Giving Them The Power To Solve Their Own Problems

, , , | Right | December 1, 2018

(I work for a small IT service provider and I’ve just finished preparing a new computer for a customer. I had it here, installed the OS, requested software, and so on. The customer comes by and takes the computer home after I am finished. A while later, he calls.)

Me: “[Company], [My Name]. How can I help?”

Customer: “This is [Customer]. I just set up the computer you prepared for me. It does not work.”

Me: “Okay, can you start the remote maintenance program so I can connect to it and check it out?”

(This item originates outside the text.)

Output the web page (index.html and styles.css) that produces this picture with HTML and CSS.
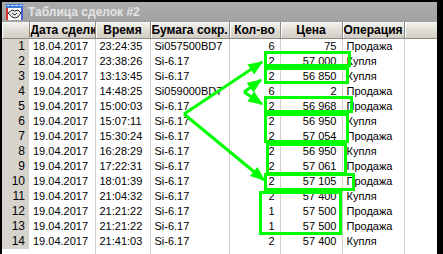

Customer: “No! It does not work!”

Me: “Wait… You mean you can’t start it?”

Customer: “Yes! That’s what I said. You sold me a broken computer!”

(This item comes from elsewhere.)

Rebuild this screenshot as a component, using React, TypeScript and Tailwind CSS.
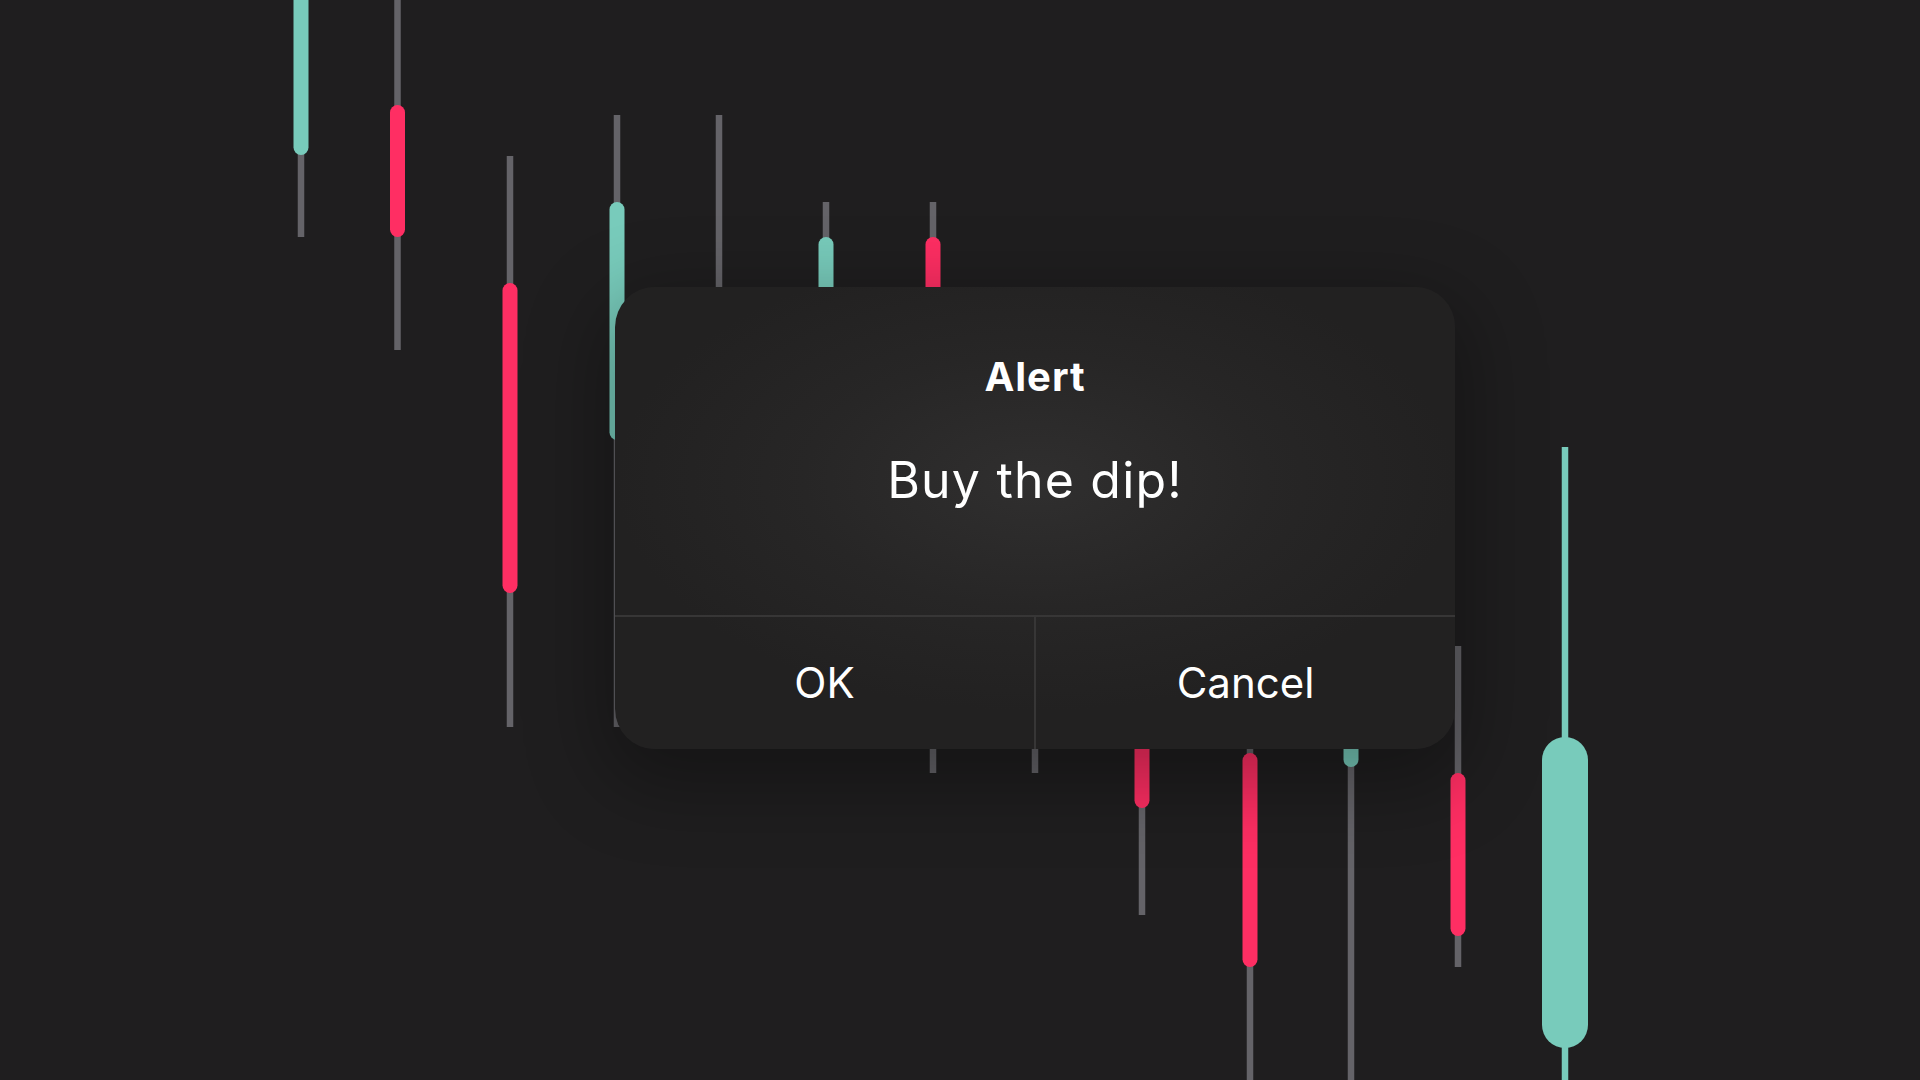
import React from "react";

type Candle = {
  x: number;
  wick: [number, number];
  body: [number, number];
  up: boolean;
  w?: number;
};

const TEAL = "#78cbbb";
const RED = "#ff2e63";
const WICK = "#646368";

const candles: Candle[] = [
  { x: 301, wick: [0, 237], body: [-40, 155], up: true },
  { x: 397.5, wick: [0, 350], body: [105, 237], up: false },
  { x: 510, wick: [156, 727], body: [283, 593], up: false },
  { x: 617, wick: [115, 727], body: [202, 440], up: true },
  { x: 719, wick: [115, 420], body: [330, 390], up: true },
  { x: 826, wick: [202, 520], body: [237, 470], up: true },
  { x: 933, wick: [202, 773], body: [237, 650], up: false },
  { x: 1035, wick: [560, 773], body: [600, 700], up: true },
  { x: 1142, wick: [500, 915], body: [600, 808], up: false },
  { x: 1250, wick: [690, 1080], body: [753, 967], up: false },
  { x: 1351, wick: [600, 1080], body: [650, 767], up: true },
  { x: 1458, wick: [646, 967], body: [773, 936], up: false },
  { x: 1565, wick: [447, 1080], body: [737, 1048], up: true, w: 46 },
];

function Chart() {
  return (
    <svg className="absolute inset-0 h-full w-full" viewBox="0 0 1920 1080">
      {candles.map((c) => {
        const w = c.w ?? 15;
        return (
          <g key={c.x}>
            <rect x={c.x - 3.25} y={c.wick[0]} width={6.5} height={c.wick[1] - c.wick[0]} fill={c.w ? TEAL : WICK} />
            <rect
              x={c.x - w / 2}
              y={c.body[0]}
              width={w}
              height={c.body[1] - c.body[0]}
              rx={w / 2}
              fill={c.up ? TEAL : RED}
            />
          </g>
        );
      })}
    </svg>
  );
}

export default function App() {
  return (
    <div
      className="relative h-[1080px] w-[1920px] overflow-hidden bg-[#1f1e1f] text-white"
      style={{ fontFamily: "Inter, 'Noto Sans', sans-serif" }}
    >
      <Chart />

      {/* Alert dialog */}
      <div className="absolute left-[615px] top-[287px] flex h-[462px] w-[840px] flex-col overflow-hidden rounded-[40px] bg-[radial-gradient(ellipse_420px_230px_at_50%_42%,#302f2f_0%,#272626_55%,#222121_100%)] shadow-[0_24px_80px_12px_rgba(0,0,0,0.32)]">
        <div className="flex h-[328px] flex-col items-center pt-[70px]">
          <h2 className="text-[40px] font-bold leading-[40px] tracking-[1px]">Alert</h2>
          <p className="mt-[58px] text-[50px] leading-[50px] tracking-[1.2px]">Buy the dip!</p>
        </div>
        <div className="flex flex-1 border-t-2 border-[#373636]">
          <button className="flex flex-1 items-center justify-center text-[42px] leading-[42px]">
            OK
          </button>
          <div className="w-[2px] bg-[#373636]" />
          <button className="flex flex-1 items-center justify-center text-[42px] leading-[42px]">
            Cancel
          </button>
        </div>
      </div>
    </div>
  );
}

Me: “Well, it is a brand-new computer and it worked just fine a few hours ago. Did you connect the power cable?”

Customer: “Of course I did!”

Me: “Okay, did you flick the main switch in the back like I showed you?”

Customer: “Yes, I did! It still doesn’t work! It’s broken! I’ll bring it back. Now I have to crawl back under the table!”

Me: “I could come over and…”

Customer: “No! I’ll bring it back! I don’t want a broken computer!”

Me: “Okay. I’ll be here until six pm. I’m sorry about the problems.”

(The customer hangs up. A few minutes later the phone rings again.)

Me: “[Company], [My Name]. How can I help?”

Customer: “This is [Customer] again. Well… the computer works now.”

Me: “Oh? What was the problem?”

Customer: “When I use a multiple-extension outlet, it might be a good idea to actually turn the thing on.”

(The customer apologized for getting mad at me. I stayed on the phone with him while he checked if everything worked, in case he needed further assistance.)